Stated problem: Within the material below, find each line bearing the word "TypeScript" and present it.

Materials provided:
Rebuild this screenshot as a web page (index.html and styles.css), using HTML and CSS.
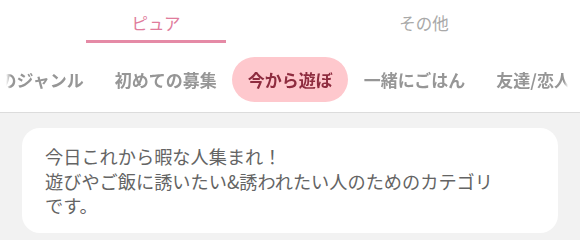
FILE: index.html
```html
<!DOCTYPE html>
<html lang="ja">
<head>
<meta charset="utf-8">
<link rel="stylesheet" href="styles.css">
</head>
<body>
<div class="header">
  <div class="tabs">
    <div class="tab active">ピュア</div>
    <div class="tab">その他</div>
  </div>
</div>
<div class="pill-wrap">
  <div class="pills" id="pills">
    <div class="pill">趣味のジャンル</div>
    <div class="pill">初めての募集</div>
    <div class="pill selected">今から遊ぼ</div>
    <div class="pill">一緒にごはん</div>
    <div class="pill">友達/恋人募集</div>
    <div class="pill">その他</div>
  </div>
</div>
<div class="content">
  <div class="card">今日これから暇な人集まれ！<br>遊びやご飯に誘いたい&amp;誘われたい人のためのカテゴリ<br>です。</div>
</div>
<script src="script.js"></script>
</body>
</html>
```
FILE: styles.css
```css
html, body {
  margin: 0;
  padding: 0;
  background: #f2f2f2;
  font-family: "Noto Sans CJK JP", "Noto Sans", sans-serif;
}
.header {
  background: #fff;
  padding: 0 22px;
}
.tabs {
  display: grid;
  grid-template-columns: 1fr 1fr;
}
.tab {
  height: 43px;
  box-sizing: border-box;
  padding-top: 12px;
  font-size: 16.5px;
  line-height: 22px;
  text-align: center;
  color: #a9a9a9;
  display: flex;
  flex-direction: column;
  align-items: center;
}
.tab.active {
  color: #e07c9c;
}
.tab.active::after {
  content: "";
  margin-top: auto;
  width: 140px;
  height: 3px;
  background: #e58aa6;
}
.pill-wrap {
  background: #fff;
  padding: 14px 0 10px;
  border-bottom: 1px solid #dcdcdc;
}
.pills {
  display: flex;
  overflow-x: auto;
  scrollbar-width: none;
  -webkit-mask-image: linear-gradient(to right, transparent 0, transparent 6px, #000 11px, #000 calc(100% - 16px), transparent calc(100% - 12px));
  mask-image: linear-gradient(to right, transparent 0, transparent 6px, #000 11px, #000 calc(100% - 16px), transparent calc(100% - 12px));
}
.pills::-webkit-scrollbar { display: none; }
.pill {
  flex: none;
  height: 45px;
  line-height: 45px;
  padding: 0 15.5px;
  border-radius: 23px;
  font-size: 17px;
  font-weight: 700;
  color: #969696;
  white-space: nowrap;
}
.pill.selected {
  background: #fec8cd;
  color: #8e2c3f;
}
.content {
  padding: 15px 22px 20px;
}
.card {
  background: #fff;
  border-radius: 18px;
  padding: 16px 30px 15px 23px;
  font-size: 18.2px;
  line-height: 24.5px;
  color: #646464;
  white-space: nowrap;
}
```
FILE: script.js
```js
document.getElementById('pills').scrollLeft = 50;
```
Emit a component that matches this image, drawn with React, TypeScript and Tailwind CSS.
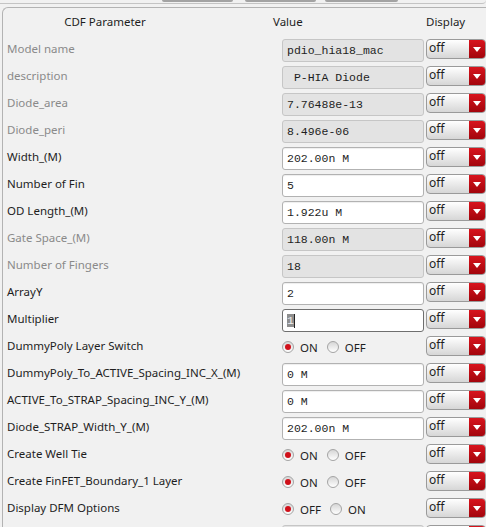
import clsx from "clsx";

type Row =
  | { label: string; off?: boolean; kind: "field"; value: string; ro?: boolean; focus?: boolean }
  | { label: string; off?: boolean; kind: "radio"; options: [string, string] };

const rows: Row[] = [
  { label: "Model name", off: true, kind: "field", value: "pdio_hia18_mac", ro: true },
  { label: "description", off: true, kind: "field", value: " P-HIA Diode", ro: true },
  { label: "Diode_area", off: true, kind: "field", value: "7.76488e-13", ro: true },
  { label: "Diode_peri", off: true, kind: "field", value: "8.496e-06", ro: true },
  { label: "Width_(M)", kind: "field", value: "202.00n M" },
  { label: "Number of Fin", kind: "field", value: "5" },
  { label: "OD Length_(M)", kind: "field", value: "1.922u M" },
  { label: "Gate Space_(M)", off: true, kind: "field", value: "118.00n M", ro: true },
  { label: "Number of Fingers", off: true, kind: "field", value: "18", ro: true },
  { label: "ArrayY", kind: "field", value: "2" },
  { label: "Multiplier", kind: "field", value: "1", focus: true },
  { label: "DummyPoly Layer Switch", kind: "radio", options: ["ON", "OFF"] },
  { label: "DummyPoly_To_ACTIVE_Spacing_INC_X_(M)", kind: "field", value: "0 M" },
  { label: "ACTIVE_To_STRAP_Spacing_INC_Y_(M)", kind: "field", value: "0 M" },
  { label: "Diode_STRAP_Width_Y_(M)", kind: "field", value: "202.00n M" },
  { label: "Create Well Tie", kind: "radio", options: ["ON", "OFF"] },
  { label: "Create FinFET_Boundary_1 Layer", kind: "radio", options: ["ON", "OFF"] },
  { label: "Display DFM Options", kind: "radio", options: ["OFF", "ON"] },
  // next row only peeks in at the bottom edge
  { label: "", kind: "field", value: "", ro: true },
];

function Field({ value, ro, focus }: { value: string; ro?: boolean; focus?: boolean }) {
  return (
    <div
      className={clsx(
        "flex h-[23px] items-center whitespace-pre rounded-[3px] border px-[4px] font-['Liberation_Mono',monospace] text-[11.5px] text-[#1e1e1e]",
        ro && "border-[#c6c6c6] bg-[#e3e3e3]",
        !ro && !focus && "border-[#b2b2b2] bg-white shadow-[inset_0_1px_1px_rgba(0,0,0,0.07)]",
        focus && "border-[#6f6f6f] bg-white"
      )}
    >
      {focus ? (
        <>
          <span className="bg-[#8e8e8e] leading-[13px] text-[#eeeeee]">{value}</span>
          <span className="h-[14px] w-px bg-[#222]" />
        </>
      ) : (
        value
      )}
    </div>
  );
}

function Radio({ checked }: { checked?: boolean }) {
  return (
    <span className="flex h-[12px] w-[12px] items-center justify-center rounded-full border border-[#a4a4a4] bg-gradient-to-b from-[#d6d6d6] to-white">
      {checked && <span className="h-[6px] w-[6px] rounded-full bg-[#d0101a]" />}
    </span>
  );
}

function Radios({ options }: { options: [string, string] }) {
  return (
    <div className="flex h-[23px] items-start pt-[5px] font-['Noto_Sans',sans-serif] text-[11.5px] leading-[12px] text-[#1e1e1e]">
      <Radio checked />
      <span className="ml-[6px] mt-[1px]">{options[0]}</span>
      <span className="ml-[9px]">
        <Radio />
      </span>
      <span className="ml-[6px] mt-[1px]">{options[1]}</span>
    </div>
  );
}

function Dropdown({ empty }: { empty?: boolean }) {
  return (
    <div className="flex h-[20px] overflow-hidden rounded-[4px] border border-[#9a9a9a] bg-gradient-to-b from-white to-[#d6d6d6]">
      <span className="flex-1 pl-[2px] font-['Noto_Sans',sans-serif] text-[12px] leading-[16px] text-[#1e1e1e]">
        {empty ? "" : "off"}
      </span>
      <span className="flex w-[16px] items-center justify-center bg-gradient-to-b from-[#d8141d] to-[#a3050c]">
        <svg width="8" height="5" viewBox="0 0 8 5">
          <path d="M0 0H8L4 5Z" fill="#fff" />
        </svg>
      </span>
    </div>
  );
}

export default function App() {
  return (
    <div className="h-[527px] w-[486px] overflow-hidden bg-[#f1f1f1] font-['Noto_Sans',sans-serif]">
      <div className="flex h-[4px] items-start rounded-br-[6px] border-b border-[#c4c4c4]">
        <span className="ml-[162px] h-[2px] w-[71px] rounded-b-[4px] bg-[#a3a3a3]" />
        <span className="ml-[12px] h-[2px] w-[71px] rounded-b-[4px] bg-[#a3a3a3]" />
        <span className="ml-[9px] h-[2px] w-[73px] rounded-b-[4px] bg-[#a3a3a3]" />
      </div>
      <div className="ml-[2px] mt-[3px] rounded-tl-[6px] border-l border-t border-[#b3b3b3] pl-[4px]">
        <div className="grid h-[27px] grid-cols-[273px_142px_60px] items-center gap-x-[2px] text-[11.5px] text-[#1e1e1e]">
          <span className="pr-[77px] text-center">CDF Parameter</span>
          <span className="ml-[-9px]">Value</span>
          <span>Display</span>
        </div>
        <div className="grid grid-cols-[273px_142px_60px] gap-x-[2px] gap-y-[4px] pt-[4px]">
          {rows.map((r, i) => (
            <div key={i} className="contents">
              <span
                className={clsx(
                  "h-[23px] whitespace-nowrap text-[11.5px] leading-[20px]",
                  r.off ? "text-[#8a8a8a]" : "text-[#1e1e1e]"
                )}
              >
                {r.label}
              </span>
              {r.kind === "field" ? (
                <Field value={r.value} ro={r.ro} focus={r.focus} />
              ) : (
                <Radios options={r.options} />
              )}
              <Dropdown empty={i === rows.length - 1} />
            </div>
          ))}
        </div>
      </div>
    </div>
  );
}
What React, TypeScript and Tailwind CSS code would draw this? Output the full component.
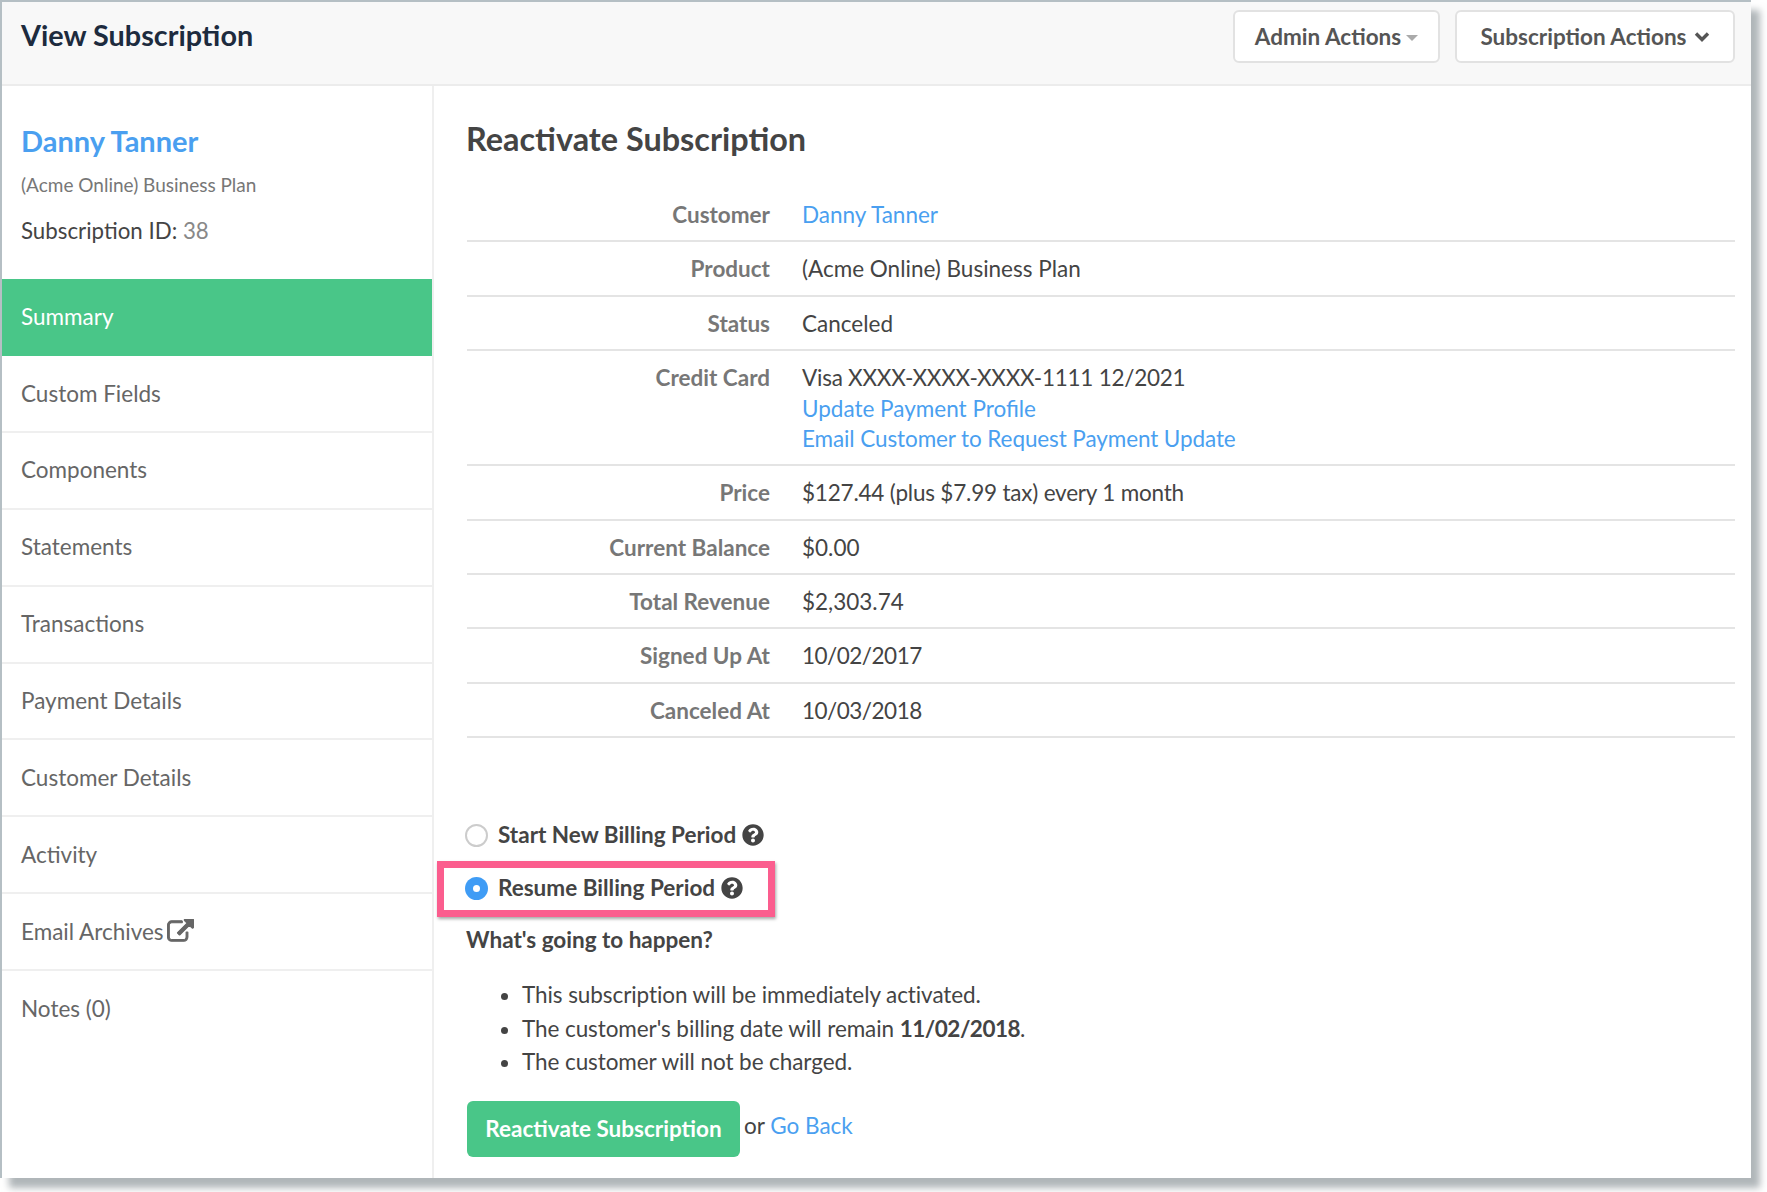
import { FaQuestionCircle } from "react-icons/fa";

const navItems = [
  "Custom Fields",
  "Components",
  "Statements",
  "Transactions",
  "Payment Details",
  "Customer Details",
  "Activity",
];

const Row = ({ label, children, tall }: { label: string; children: React.ReactNode; tall?: boolean }) => {
  return (
    <div className={`flex border-b-2 border-[#e4e4e4] ${tall ? "h-[115px]" : "h-[54.4px]"}`}>
      <div className="w-[303px] pt-[12px] text-right font-bold text-[#777777] leading-[30.5px]">{label}</div>
      <div className="pl-[32px] pt-[12px] text-[#444444] leading-[30.5px]">{children}</div>
    </div>
  );
};

const Link = ({ children }: { children: React.ReactNode }) => (
  <a className="text-[#4a9ff0]">{children}</a>
);

const ExternalIcon = () => (
  <svg viewBox="0 0 1792 1792" className="inline-block w-[27px] h-[26px] ml-[3px]" fill="#666666" stroke="#666666" strokeWidth="70">
    <path d="M1408 928v320q0 119-84.5 203.5t-203.5 84.5h-832q-119 0-203.5-84.5t-84.5-203.5v-832q0-119 84.5-203.5t203.5-84.5h704q14 0 23 9t9 23v64q0 14-9 23t-23 9h-704q-66 0-113 47t-47 113v832q0 66 47 113t113 47h832q66 0 113-47t47-113v-320q0-14 9-23t23-9h64q14 0 23 9t9 23zm384-864v512q0 26-19 45t-45 19-45-19l-176-176-652 652q-10 10-23 10t-23-10l-114-114q-10-10-10-23t10-23l652-652-176-176q-19-19-19-45t19-45 45-19h512q26 0 45 19t19 45z" />
  </svg>
);

export default function App() {
  return (
    <div className="w-[1767px] h-[1192px] bg-white font-['Lato',sans-serif] text-[22.5px] overflow-hidden">
      <div className="relative w-[1751px] h-[1178px] border-l-2 border-t-2 border-[#b5bfc4] bg-white shadow-[9px_10px_7px_rgba(150,158,162,0.75)] flex flex-col">
        <div className="h-[84px] shrink-0 bg-[#f8f8f8] border-b-2 border-[#ececec] flex justify-between pl-[19px] pr-[16px]">
          <h1 className="text-[28.8px] font-bold text-[#1d2b3e] pt-[13px] leading-[40px]">View Subscription</h1>
          <div className="flex gap-[15px] pt-[8px]">
            <button className="h-[53px] w-[207px] bg-white border-2 border-[#e2e2e2] rounded-[6px] text-[#555555] font-bold flex items-center justify-center">
              Admin Actions
              <span className="ml-[5px] mt-[3px] w-0 h-0 border-x-[6px] border-t-[6px] border-x-transparent border-t-[#aaaaaa]" />
            </button>
            <button className="h-[53px] w-[280px] bg-white border-2 border-[#e2e2e2] rounded-[6px] text-[#555555] font-bold flex items-center justify-center">
              Subscription Actions
              <svg viewBox="0 0 16 12" className="ml-[7px] w-[16px] h-[12px]" fill="none" stroke="#555555" strokeWidth="3.4">
                <path d="M2 2.5 L8 8.5 L14 2.5" />
              </svg>
            </button>
          </div>
        </div>
        <div className="flex flex-1">
          <div className="w-[432px] shrink-0 border-r-2 border-[#efefef]">
            <div className="h-[193px] pl-[19px] pt-[35px]">
              <div className="text-[29px] font-bold text-[#4a9ff0] leading-[40px]">Danny Tanner</div>
              <div className="text-[19px] text-[#777777] mt-[10px]">(Acme Online) Business Plan</div>
              <div className="mt-[14px] text-[#444444] text-[22.3px]">
                Subscription ID: <span className="text-[#888888]">38</span>
              </div>
            </div>
            <div className="h-[77px] bg-[#49c688] text-white pl-[19px] pb-[2px] flex items-center">Summary</div>
            {navItems.map((item) => (
              <div key={item} className="h-[76.9px] border-b-2 border-[#efefef] text-[#666666] pl-[19px] flex items-center">
                {item}
              </div>
            ))}
            <div className="h-[76.9px] border-b-2 border-[#efefef] text-[#666666] pl-[19px] flex items-center">
              Email Archives
              <ExternalIcon />
            </div>
            <div className="h-[76.9px] text-[#666666] pl-[19px] pb-[2px] flex items-center">Notes (0)</div>
          </div>
          <div className="flex-1 pl-[33px] pr-[16px] pt-[32px] text-[#444444]">
            <h2 className="text-[32.4px] font-bold text-[#444444] leading-[42px] ml-[-1px]">Reactivate Subscription</h2>
            <div className="mt-[28px]">
              <Row label="Customer"><Link>Danny Tanner</Link></Row>
              <Row label="Product">(Acme Online) Business Plan</Row>
              <Row label="Status">Canceled</Row>
              <Row label="Credit Card" tall>
                <span className="tracking-[-0.25px]">Visa XXXX-XXXX-XXXX-1111 12/2021</span>
                <br />
                <Link>Update Payment Profile</Link>
                <br />
                <span className="tracking-[-0.1px]"><Link>Email Customer to Request Payment Update</Link></span>
              </Row>
              <Row label="Price"><span className="tracking-[-0.2px]">$127.44 (plus $7.99 tax) every 1 month</span></Row>
              <Row label="Current Balance">$0.00</Row>
              <Row label="Total Revenue">$2,303.74</Row>
              <Row label="Signed Up At"><span className="tracking-[-0.5px]">10/02/2017</span></Row>
              <Row label="Canceled At"><span className="tracking-[-0.5px]">10/03/2018</span></Row>
            </div>
            <div className="mt-[82px] flex items-center h-[30px] font-bold">
              <span className="w-[23px] h-[23px] rounded-full border-2 border-[#cccccc] mr-[10px] ml-[-2px]" />
              Start New Billing Period
              <FaQuestionCircle className="ml-[6px] text-[22px] text-[#444444]" />
            </div>
            <div className="relative mt-[23px] flex items-center h-[30px] font-bold">
              <span className="w-[23px] h-[23px] rounded-full bg-[#3f9cf5] mr-[10px] ml-[-2px] flex items-center justify-center">
                <span className="w-[7px] h-[7px] rounded-full bg-white" />
              </span>
              Resume Billing Period
              <FaQuestionCircle className="ml-[6px] text-[22px] text-[#444444]" />
              <div className="absolute left-[-30px] top-[-12px] w-[338px] h-[56px] border-[7px] border-[#fb5d8e] shadow-[1px_2px_3px_rgba(0,0,0,0.35)]" />
            </div>
            <div className="mt-[20px] font-bold ml-[-1px]">What's going to happen?</div>
            <ul className="list-disc mt-[21px] pl-[55px] leading-[33.8px] tracking-[-0.08px]">
              <li>This subscription will be immediately activated.</li>
              <li>
                The customer's billing date will remain <b className="tracking-[-0.5px]">11/02/2018</b>.
              </li>
              <li>The customer will not be charged.</li>
            </ul>
            <div className="mt-[22px] flex items-center">
              <button className="w-[273px] h-[56px] bg-[#49c688] rounded-[6px] text-white font-bold">Reactivate Subscription</button>
              <span className="ml-[4px] mt-[-6px]">or <Link>Go Back</Link></span>
            </div>
          </div>
        </div>
      </div>
    </div>
  );
}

Answer to the problem:
Emit a component that matches this image, drawn with React, TypeScript and Tailwind CSS.
What React, TypeScript and Tailwind CSS code would draw this? Output the full component.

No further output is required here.